В воспоминаниях об Анри Бейле, озаглавленных «Н. В.» (1850), Простер Мериме, в то время уже академик, говорил о своем старом друге с иронией, которую можно рассматривать как злую и благожелательную одновременно.

Через два года после непечатания этой брошюры, читая письма Стендаля, изданные Роменом Коломбом, Мериме с некоторым волнением вспоминал о человеке, чьи представления о вещах и о людях удивительным образом отразились на его собственных представлениях1.

Но в «Н. В.» об этом влиянии не сказано ничего, хотя тесные литературные связи, проявлявшиеся главным образом в форме дискуссий, подчеркнуты и здесь очень сильно. Об этих «встречах» и отталкиваниях свидетельствует и сообщение Мериме о том, как они вместе со Стендалем собирались писать драму. Это сообщение должно было вместе с тем показать несостоятельность претензий Стендаля на логическое мышление.

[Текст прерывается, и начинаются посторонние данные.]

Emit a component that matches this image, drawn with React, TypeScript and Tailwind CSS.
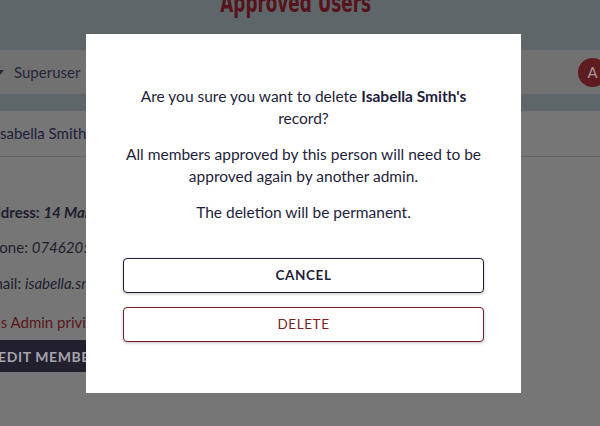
import React from "react";

export default function App() {
  const font = { fontFamily: "Lato, 'Noto Sans', sans-serif" };
  return (
    <div className="relative w-[600px] h-[426px] overflow-hidden bg-[#767676]" style={font}>
      {/* page header */}
      <div className="h-[50px] bg-[#5e666a] flex justify-center">
        <div
          className="ml-[-8px] mt-[-10px] text-[26px] font-bold text-[#56141a] leading-none"
          style={{ fontFamily: "'DejaVu Sans Condensed', 'DejaVu Sans', sans-serif", transform: "scaleX(0.72)" }}
        >
          Approved Users
        </div>
      </div>
      {/* navbar */}
      <div className="h-[44px] bg-[#717171] flex items-center">
        <div className="ml-[-4px] w-0 h-0 border-l-[4px] border-r-[4px] border-t-[5px] border-l-transparent border-r-transparent border-t-[#2a2a36]" />
        <div className="ml-[10px] text-[15px] text-[#26263a]">Superuser</div>
        <div className="flex-1" />
        <div className="mr-[-7px] w-[29px] h-[29px] rounded-full bg-[#5e1b20] flex items-center justify-center text-[15px] text-[#a89898]">
          A
        </div>
      </div>
      <div className="h-[17px] bg-[#5e666a]" />
      {/* content */}
      <div className="flex flex-col">
        <div className="h-[46px] flex items-center border-b border-[#666666] ml-[-4px] text-[15px] text-[#20203a]">
          Isabella Smith
        </div>
        <div className="ml-[-18px] flex flex-col text-[15px] text-[#1e1e30]">
          <div className="mt-[44px] h-[22px] leading-[22px]">
            <span className="font-bold">Address: </span>
            <span className="font-bold italic">14 Main Street</span>
          </div>
          <div className="mt-[13px] h-[22px] leading-[22px]">
            Phone: <span className="italic">07462051234</span>
          </div>
          <div className="mt-[14px] h-[22px] leading-[22px]">
            Email: <span className="italic">isabella.smith@example.com</span>
          </div>
          <div className="mt-[17px] h-[22px] leading-[22px] text-[#5a161b]">Has Admin privileges</div>
          <div className="mt-[7px] w-[140px] h-[32px] bg-[#22202e] flex items-center pl-[16px] text-[14px] font-bold tracking-[0.6px] text-[#a4a4ac]">
            EDIT MEMBER
          </div>
        </div>
      </div>

      {/* overlay + modal */}
      <div className="absolute inset-0">
        <div className="absolute left-[86px] top-[34px] w-[435px] h-[359px] bg-white px-[37px] pt-[51px] flex flex-col">
          <div className="text-center text-[15.5px] leading-[22px] text-[#1e1e3c]">
            <p>
              Are you sure you want to delete <span className="font-bold">Isabella Smith's</span> record?
            </p>
            <p className="mt-[14px]">
              All members approved by this person will need to be approved again by another admin.
            </p>
            <p className="mt-[14px]">The deletion will be permanent.</p>
          </div>
          <button className="mt-[35px] h-[35px] w-full rounded-[4px] border border-[#1e1e3c] bg-white text-[13.5px] font-bold tracking-[0.6px] text-[#1e1e3c] shadow-[0_1px_3px_rgba(0,0,0,0.25)]">
            CANCEL
          </button>
          <button className="mt-[14px] h-[35px] w-full rounded-[4px] border border-[#7a1f24] bg-white text-[13.5px] tracking-[0.6px] text-[#7a1f24] shadow-[0_1px_3px_rgba(0,0,0,0.25)]">
            DELETE
          </button>
        </div>
      </div>
    </div>
  );
}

«Человек с пылким воображением, повинующийся первому движению, Бейль тем не менее утверждал, что он все подвергает анализу и всегда следует законам логики. Это слово часто повторялось в его беседах, и его друзья помнят, с каким особым выражением он его произносил – медленно, разделяя два слога запятой: ло, гика. Логика должна была руководить нами во всех наших действиях, но его логика не была похожа на обычную, и иногда трудно было следить за нитью его рассуждений. Помню, как однажды мы решили сочинить вместе драму, герой которой, совершивший какое-то преступление, испытывал угрызения совести. «Как избавиться от угрызений совести, с точки зрения логики? Он на мгновение задумался: «Нужно основать школу взаимного обученния» 2.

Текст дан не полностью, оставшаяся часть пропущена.